Çocuk zorbalığı ve ailelerin sessiz onayı üzerine “Çocuğunuzun başkasına zarar vermesi sadece ‘çocukluk’ değildir.” Bu cümlenin altını kalın harflerle çizmek gerekiyor. Toplum olarak ne yazık ki çocuklar arasındaki zorbalığı normalleştirme,..
Çocuk zorbalığı ve ailelerin sessiz onayı üzerine
“Çocuğunuzun başkasına zarar vermesi sadece ‘çocukluk’ değildir.”
Bu cümlenin altını kalın harflerle çizmek gerekiyor.
Toplum olarak ne yazık ki çocuklar arasındaki zorbalığı normalleştirme, hatta küçümseme gibi tehlikeli bir eğilimimiz var. Bir çocuğun başka bir çocuğa fiziksel, duygusal ya da sözel olarak zarar vermesi, “aman canım, büyüyünce geçer” denilerek göz ardı edilebilecek masum bir oyun değildir. Aksine, bu tutum, yapılan zorbalığı meşrulaştırır ve farkında olmadan destekler.

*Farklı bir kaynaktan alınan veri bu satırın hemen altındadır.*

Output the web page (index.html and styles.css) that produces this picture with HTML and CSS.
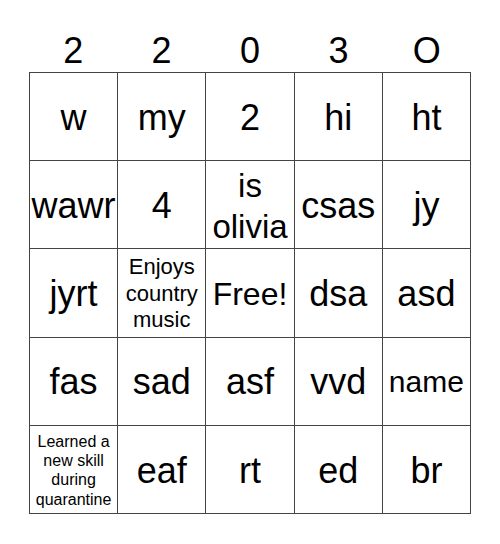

Unutmayın: Zorbalık yalnızca zorba çocuğun değil, mağdur olan çocuğun hayatında da derin yaralar açar. Zorbalığa sessiz kalan her aile, başka bir çocuğun ruh sağlığını riske atar. Zorbalık yapan çocuk, zamanında yönlendirilmezse bu davranışı içselleştirir ve ileride çok daha ciddi sorunların faili olabilir. Bugün “çocuktur olur” diyerek geçiştirdiğimiz küçük itip kakmalar, yarının şiddet sarmalının ilk adımı olabilir.
Peki, çözüm ne?
Cevap net: Sorumluluk almak.
Ailelere sesleniyoruz:
Çocuğunuzun davranışlarını yakından takip edin. Başkalarına karşı tutumlarında, empati eksikliğinde ya da aşırı tepkilerinde bir sorun olup olmadığını sorgulayın. Yalnızca uyarmak yetmez; çocuğunuza doğru davranış modelleri sunun, empati kurmayı öğretin. Başkalarının acısına kayıtsız kalan bir birey yetiştirmek, ne çocuğunuzun geleceği için ne de toplum için bir iyilik değildir.
Çünkü unutmayın: Zorbalık yapan kadar, bu zorbalığa sessiz kalan aileler de bu tablonun bir parçası ve sorumlusudur.
Çocuklarımızı yalnızca besleyip büyütmekle değil; onlara doğruyu, saygıyı ve sorumluluğu öğretmekle de yükümlüyüz. Zorbalığı sıradanlaştırmak yerine, adını doğru koyalım ve hep birlikte yüksek sesle “Dur!” diyelim.